For the first time, black people in Germany get platform to be counted

Mildred Europa Taylor Jun 1, 2020 at 03:00pm

June 01, 2020 at 03:00 pm | Opinions & Features

Mildred Europa Taylor

Mildred Europa Taylor | Head of Content

June 01, 2020 at 03:00 pm | Opinions & Features

Daniel Gyamerah, one of the leaders of Each One Teach One, a community group which is a project partner of the Afrozensus. Photo: Séverine Lenglet

The number of reported racist incidents have increased in Germany, even more than other forms of discrimination, according to the country’s Federal Anti-Discrimination Agency. In 2018, statistics showed that there were almost 20 percent more racist attacks than in 2017.

Yet, how minority groups experience racism and discrimination remains largely unknown as the data that would enable authorities to see how racism affects these groups of people is nonexistent. Since World War II, Germany hasn’t collected information on the ethnic or racial background of its residents, making it almost impossible to track racism.

In Germany, there are about one million people of African descent and to be able to actually understand their lives and experiences of racism, an online survey, known as Afrozensus or “Afro Census”, has been organized by a Berlin-based black community group.

The survey to be launched this month is funded by Germany’s Anti-Discrimination Agency. It will collect standard demographic data, including age, gender, disability and ask people of African descent about their employment situation, socioeconomic status, experiences with racism, and what they expect from lawmakers.

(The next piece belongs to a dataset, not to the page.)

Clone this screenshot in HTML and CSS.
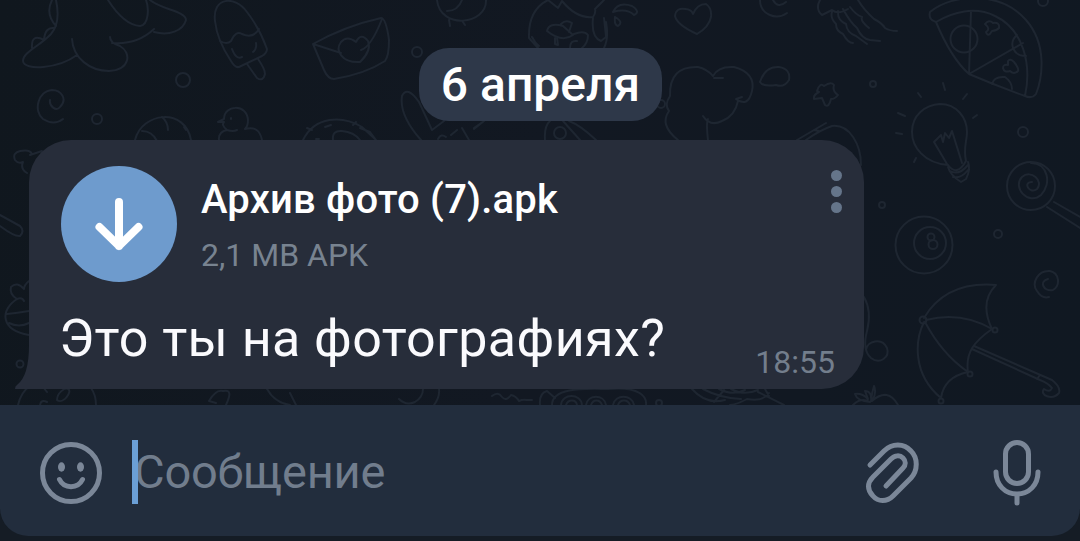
FILE: index.html
```html
<!DOCTYPE html>
<html lang="ru">

<head>
	<meta charset="UTF-8" />
	<meta name="viewport" content="width=device-width, initial-scale=1.0" />
	<title>Чат</title>
	<link rel="stylesheet" href="styles.css">
</head>

<body>
	<div class="chat">
		<svg class="wallpaper" viewBox="0 0 1080 405" width="1080" height="405">
			<!-- dinosaur -->
			<path d="M56 0C59 14 58 26 51 34C40 46 23 52 23 61C24 71 58 69 77 55M72 39C73 58 90 71 109 71C130 70 132 53 120 46Q110 43 110 37M112 43Q137 45 154 29M150 0C162 10 186 11 186 20C183 31 169 36 154 32M108 0Q124 25 140 26C149 25 149 8 146 0M52 0Q45 14 56 26M54 28Q45 27 44 40M44 40Q31 33 32 48" />
			<!-- ice cream -->
			<path d="M215 21C212 -3 235 -5 247 12Q260 29 267 49Q267 53 262 56L239 67Q235 68 231 61Q217 40 215 21M220 41Q227 45 231 41Q236 30 242 34Q253 39 259 29M232 49Q236 60 242 57M256 43Q257 49 253 52M247 64L257 78Q263 82 265 74Q265 69 258 59" />
			<!-- envelope -->
			<path d="M313 44Q345 26 381 18Q386 18 389 40Q389 56 385 61Q365 74 334 79Q328 79 324 70ZL341 53M382 19Q371 47 361 50M360 62C341 63 335 50 341 42Q347 35 356 42Q361 32 368 41C372 51 363 59 360 62" />
			<path d="M437 0C440 30 487 25 486 0M462 0Q458 11 447 11M449 20L450 26M463 22L465 25" />
			<!-- fish bowl -->
			<path d="M548 0L558 8L562 1Q577 19 593 17Q596 13 595 9L604 0M548 0Q528 10 529 38L538 48M593 18Q591 37 601 41L606 37L604 18M606 22Q609 38 604 48M532 37Q535 43 539 46M547 31Q549 22 563 26L573 35Q562 43 547 31M561 24Q566 19 572 23L569 32M555 38L555 44L558 45L557 38M574 34Q584 30 588 35Q588 43 582 48M570 48Q570 40 577 41" />
			<path d="M613 12Q618 1 632 6Q641 12 634 15Q627 8 613 12M615 17Q614 25 618 26Q624 22 615 17M697 34Q677 25 675 16Q676 7 686 9Q692 10 693 14Q697 4 706 4Q712 8 711 17Q709 27 697 34M760 0C760 14 776 21 787 13M773 0Q778 9 786 2" />
			<!-- jellyfish -->
			<path d="M820 0Q815 9 822 15Q828 12 832 10Q838 15 848 9M832 12Q830 18 836 24Q836 31 843 34Q848 43 853 43M838 11Q837 20 846 24Q847 33 856 36L867 44M843 9Q850 22 857 28Q862 39 870 40L880 41M850 7Q856 15 862 17Q860 21 869 28M858 0Q864 10 874 19Q882 23 885 28Q890 31 897 31" />
			<!-- pizza -->
			<path d="M936 22Q928 20 930 12C953 -7 1001 -9 1026 20C1048 45 1042 79 1036 94Q1032 99 1025 96M936 22C953 12 975 6 995 16C1023 29 1032 64 1025 96Q997 86 969 74Q951 58 936 22M971 11L969 74L1023 43M992 84Q994 76 1005 77Q1012 82 1012 89M1017 35C1008 43 1013 56 1026 56M985 24Q989 19 993 23Q1000 22 999 28Q996 31 992 31Q988 38 986 32Q991 29 985 24M1008 61Q1010 58 1014 62Q1019 68 1018 71Q1014 75 1010 71Q1004 73 1003 68Q1003 64 1008 65Z" />
			<circle cx="964" cy="39" r="13.5" />
			<!-- lightbulb -->
			<path d="M948 165C924 163 912 147 912 132C912 115 925 105 940 104C957 104 967 118 967 132C967 141 963 148 966 161M948 165Q957 177 966 161M948 167Q950 175 961 182L966 179Q971 169 968 162M950 171Q959 176 968 165M953 177Q961 179 968 170M947 164L934 142L941 135L943 142L945 133L949 138L952 131L962 163M921 97L918 93M945 90L943 83M963 99L967 94M973 118L977 115M905 116L898 113M902 134L896 133M914 162L916 158" />
			<!-- lollipop and swirls -->
			<circle cx="1031" cy="186" r="24" />
			<path d="M1031 163C1048 163 1052 184 1041 195C1028 206 1012 187 1022 177C1031 169 1044 181 1037 189C1030 195 1022 182 1032 182M1054 202L1080 217M1047 207L1080 228" />
			<path d="M50 100C49 106 56 112 60 107C68 99 61 90 52 90C38 91 33 111 43 119Q54 126 63 119M1048 279C1039 281 1043 292 1053 290C1061 285 1059 273 1050 271C1038 270 1031 283 1037 291Q1042 299 1049 297" />
			<!-- small dots -->
			<circle cx="183" cy="80" r="7" /><circle cx="97" cy="119" r="5" />
			<circle cx="417" cy="52" r="5" /><circle cx="661" cy="104" r="4" />
			<circle cx="873" cy="84" r="3" /><circle cx="1023" cy="132" r="5" />
			<circle cx="1043" cy="1" r="5" /><circle cx="882" cy="205" r="3" />
			<circle cx="998" cy="234" r="4" /><circle cx="20" cy="364" r="3.5" />
			<circle cx="659" cy="403" r="3" />
			<!-- ball, duck, doughnut -->
			<path d="M135 140C142 112 185 107 191 140M142 131Q152 131 157 141M162 117Q168 122 168 130M184 127L186 130" />
			<path d="M219 140Q218 132 227 130Q221 125 224 122L218 122L224 119C224 105 247 103 248 120Q248 126 245 129Q259 125 262 140M227 130Q233 132 237 130M231 118L231 119" />
			<path d="M303 140C315 116 342 115 362 127L376 140M333 140Q332 130 342 131Q354 132 360 140M325 127L331 125M307 128L312 130M316 139L319 139M353 125L356 122M360 128L370 132L376 140" />
			<path d="M421 140Q399 115 402 96Q407 85 419 102L432 130L444 121M469 140L462 128M438 139Q441 133 446 137M451 135L457 130M474 129L484 121L474 128ZM545 140Q544 126 550 121M563 121L580 140M569 121Q580 125 596 140" />
			<circle cx="560" cy="133" r="6" />
			<!-- tree and cloud -->
			<path d="M678 140Q659 125 669 111Q664 105 670 96Q669 66 698 67Q707 69 713 76Q718 66 734 67Q756 73 752 91Q748 108 736 99L742 97M738 101Q735 116 722 121Q710 127 703 116M708 119Q706 122 708 140M714 78L723 78" />
			<path d="M760 82Q765 66 779 67Q791 69 789 80Q784 88 776 85Q763 87 760 82M817 91Q820 82 824 86Q831 81 834 85Q832 91 838 95Q835 99 831 99Q829 108 825 105L822 98L814 99Q813 95 819 92ZM797 140L826 123M806 140Q820 130 832 126C850 124 861 145 861 165M814 130L819 131" />
			<!-- eight ball -->
			<circle cx="924" cy="245" r="28.5" /><circle cx="930" cy="243" r="16" />
			<circle cx="931" cy="237" r="3.5" /><circle cx="933" cy="244.500" r="4.500" />
			<!-- umbrella -->
			<path d="M924 318Q946 281 996 285Q979 302 992 329C975 341 965 352 968 372Q944 377 941 398C912 374 915 340 924 322M926 320Q961 311 992 329M925 322Q942 354 968 372M974 346L1052 380Q1061 387 1059 393C1052 401 1039 395 1044 389Q1050 393 1052 388Q1048 383 1040 380L972 349M1040 375L1037 379" />
			<circle cx="923" cy="320" r="3.5" /><circle cx="995" cy="330" r="2.500" /><circle cx="970" cy="374" r="2.500" /><circle cx="941" cy="401" r="2.500" />
			<!-- objects peeking out around the bubble -->
			<path d="M864 297Q872 311 867 331Q862 350 871 358C880 365 890 357 887 348C882 337 867 341 866 350" />
			<path d="M853 405Q861 397 870 402Q857 401 855 394Q862 393 868 399L865 391Q872 391 871 401Q872 392 874 386Q877 393 872 401Q888 387 898 405" />
			<path d="M32 154Q30 149 20 151Q12 153 15 160Q18 164 23 162Q20 169 27 173M30 155L42 151M0 215L20 226Q25 231 20 236Q15 237 0 226" />
			<path d="M29 281Q24 285 24 289Q17 281 11 287Q9 294 17 299C0 310 0 330 29 335M17 299Q22 297 24 301M7 314Q17 313 29 311M9 323Q19 328 29 323" />
			<path d="M18 405Q21 392 30 386M96 405Q96 395 91 388M43 387L47 392M57 400C57 393 65 387 68 389C73 391 63 405 57 400M40 405Q41 399 47 402" />
			<path d="M209 401Q216 389 223 391C232 389 230 396 226 405M209 401L216 403M267 389Q275 403 290 405M290 393L296 405" />
			<path d="M399 399Q406 406 415 402Q423 397 423 389M439 389Q440 397 434 405M492 396Q498 391 502 397Q506 402 511 395Q516 396 519 401Q523 399 527 400L532 400M540 405Q539 393 547 391L555 398M552 405C552 386 590 389 608 389C640 386 647 397 646 405M561 405C562 393 581 393 582 405M566 405C568 399 576 399 577 405M586 405C588 394 604 394 606 405M591 405C593 399 600 399 602 405M613 405C615 394 632 394 634 405M618 405C620 399 628 399 630 405" />
			<path d="M692 389Q706 405 725 400M703 389Q720 398 741 399M719 389Q733 396 745 390M731 389Q744 396 758 390M765 389L769 396M730 405Q738 404 747 399Q763 402 769 393M714 402L724 390M758 392L784 405" />
		</svg>

		<div class="date">6 апреля</div>

		<div class="message">
			<svg class="tail" viewBox="0 0 30 50" width="30" height="50">
				<path d="M14 0V5Q14 36 2 45Q0 46 0 49H30V0Z" />
			</svg>
			<div class="file">
				<div class="download">
					<svg viewBox="0 0 116 116" width="116" height="116">
						<path d="M58 36V80M38.500 61L58 80L77.500 61" />
					</svg>
				</div>
				<div class="info">
					<div class="name">Архив фото (7).apk</div>
					<div class="size">2,1 MB APK</div>
				</div>
				<div class="menu">
					<span></span>
					<span></span>
					<span></span>
				</div>
			</div>
			<div class="bottom">
				<div class="text">Это ты на фотографиях?</div>
				<div class="time">18:55</div>
			</div>
		</div>
	</div>

	<div class="panel">
		<svg class="icon smile" viewBox="0 0 62 62" width="62" height="62">
			<circle cx="31" cy="31" r="28.500" />
			<path d="M19.500 37.500C24 47 38 47 42.500 37.500" />
			<ellipse class="eye" cx="21.500" cy="25" rx="3.500" ry="4.700" />
			<ellipse class="eye" cx="40.500" cy="25" rx="3.500" ry="4.700" />
		</svg>
		<div class="caret"></div>
		<div class="placeholder">Сообщение</div>
		<svg class="icon clip" viewBox="0 0 54 62" width="54" height="62">
			<path d="M4 23L18 9C26 1 38 1 45 9C52 16 52 28 45 36L27 54C21 60 12 60 7 54C1 48 1 41 7 35L25 17C29 13 34 13 37 16C40 19 40 23 37 26L20 44" />
		</svg>
		<svg class="icon mic" viewBox="0 0 50 68" width="50" height="68">
			<rect x="13.500" y="4.500" width="23" height="41" rx="11.500" />
			<path d="M4 34C4 47 13 56 25 56S46 47 46 34M25 57V65" />
		</svg>
	</div>
</body>

</html>
```
FILE: styles.css
```css
* {
	box-sizing: border-box;
}

body {
	margin: 0;
	width: 1080px;
	height: 541px;
	overflow: hidden;
	background: #151c25;
	font-family: Roboto, "Noto Sans", sans-serif;
}

.chat {
	height: 405px;
	padding-top: 48px;
	position: relative;
	background: linear-gradient(100deg, #10171e, #121822 50%, #101822);
}

.wallpaper {
	position: absolute;
	top: 0;
	left: 0;
	fill: none;
	stroke: #1e2631;
	stroke-width: 2;
	stroke-linecap: round;
	stroke-linejoin: round;
}

.date {
	width: 243px;
	height: 73px;
	margin: 0 auto 19px 419px;
	position: relative;
	border-radius: 30px;
	background: #2e3849;
	color: #fff;
	font-size: 48px;
	font-weight: 500;
	line-height: 73px;
	text-align: center;
	white-space: nowrap;
}

.message {
	width: 835px;
	height: 249px;
	margin-left: 29px;
	padding: 26px 29px 0 32px;
	position: relative;
	border-radius: 42px 42px 42px 0;
	background: #272d3a;
}

.tail {
	position: absolute;
	left: -14px;
	bottom: -1px;
	fill: #272d3a;
}

.file {
	display: flex;
	height: 116px;
	margin-right: -7px;
}

.download {
	width: 116px;
	height: 116px;
	border-radius: 50%;
	background: #6e9bcd;
}

.download svg {
	display: block;
	fill: none;
	stroke: #fff;
	stroke-width: 8;
	stroke-linecap: round;
	stroke-linejoin: round;
}

.info {
	flex: 1;
	padding: 10px 0 0 24px;
	white-space: nowrap;
}

.name {
	color: #fff;
	font-size: 40px;
	font-weight: 500;
	line-height: 48px;
	letter-spacing: 0.18px;
}

.size {
	margin-top: 11px;
	color: #788390;
	font-size: 32px;
	line-height: 40px;
}

.menu {
	display: flex;
	flex-direction: column;
	gap: 5px;
	padding-top: 4px;
}

.menu span {
	width: 11px;
	height: 11px;
	border-radius: 50%;
	background: #65758a;
}

.bottom {
	display: flex;
	justify-content: space-between;
	padding-top: 26px;
	white-space: nowrap;
}

.text {
	margin-left: -2px;
	color: #fafafd;
	font-size: 52px;
	line-height: 62px;
	letter-spacing: 0.4px;
}

.time {
	padding-top: 34px;
	color: #737e8c;
	font-size: 32px;
	line-height: 40px;
}

.panel {
	display: flex;
	height: 131px;
	padding: 0 38px 0 40px;
	border-radius: 0 0 28px 28px;
	background: #222d3d;
}

.icon {
	fill: none;
	stroke: #7b8798;
	stroke-width: 5;
	stroke-linecap: round;
	stroke-linejoin: round;
}

.smile {
	margin-top: 37px;
}

.smile .eye {
	fill: #7b8798;
	stroke: none;
}

.caret {
	width: 6px;
	height: 64px;
	margin: 35px 0 0 30px;
	position: relative;
	z-index: 1;
	background: #6b9fd6;
}

.placeholder {
	flex: 1;
	margin-left: -4px;
	color: #717d8d;
	font-size: 47px;
	line-height: 134px;
	letter-spacing: -0.2px;
}

.clip {
	margin: 37px 72px 0 0;
}

.mic {
	margin-top: 33px;
}
```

“…the life realities, discrimination experiences and perspectives of Black, African and Afro-diasporic people will be recorded for the first time,” according to the website of Afrozensus.

“The aim is to obtain as comprehensive a picture as possible of the experiences of people of African descent in Germany, how they assess their lives in Germany and what they expect from politics and society.

“The results of the #AFROZENSUS online survey will be made available to communities and policy makers. Thus, a demographic group in Germany which is severely affected by intersectional discrimination can finally attain the public visibility that is needed for a better representation of their interests,” the website adds.

“The things you don’t count usually don’t count,” said Daniel Gyamerah, one of the leaders of Each One Teach One, a community group which is one of the project partners of the Afrozensus. “When nothing is officially recorded, you end up with the international day of diversity, couscous in the cafeteria, and the ‘we embrace diversity’ slogans. But nothing really changes.”

Germany’s sizable minority population includes descendants of former “guest workers” from countries like Turkey, Vietnam and Angola while others have ancestors who came to Germany from its former colonies, such as Tanzania, Cameroon and Namibia.

But racial categories as seen in the U.S. and UK (black, white, and Asian) do not exist in Germany. Germany doesn’t think it’s necessary to measure the number of ethnic minorities in various institutions over claims it does not want to divide its citizens.

Thus, while the U.S. knows its black population is about 13% of its population, in Germany, authorities have no idea the number of blacks as people have been divided into only two categories: Germans and those with a migration background.

“A very basic problem is the idea that people who experience racism in Germany are here as a result of migration,” Joshua Kwesi Aikins, a political scientist at the University of Kassel, was quoted by Bloomberg.

“Sinti, Roma, and black communities in Germany are examples that go back many centuries, so they aren’t always affected by migration, but certainly experience racism,” said the senior researcher who is seriously against the categorization that sees diverse communities as a group rather than separate individuals.

The lack of “ethnicity-based disaggregated data”, and an “incomplete understanding of history” obscures the magnitude of structural and institutional racism people of African descent face, a UN report said in 2017.

It said people of African descent suffer racial discrimination, Afrophobia and racial profiling daily, but their situation remains largely invisible to the wider society.

“The repeated denial that racial profiling does not exist in Germany by police authorities and the lack of an independent complaint mechanism at federal and state level fosters impunity,” said the report.

The UN researchers also found that people of African descent are at the “lowest rungs of Germany society”, with limited opportunities in education and ending up with “the jobs which nobody else wants.”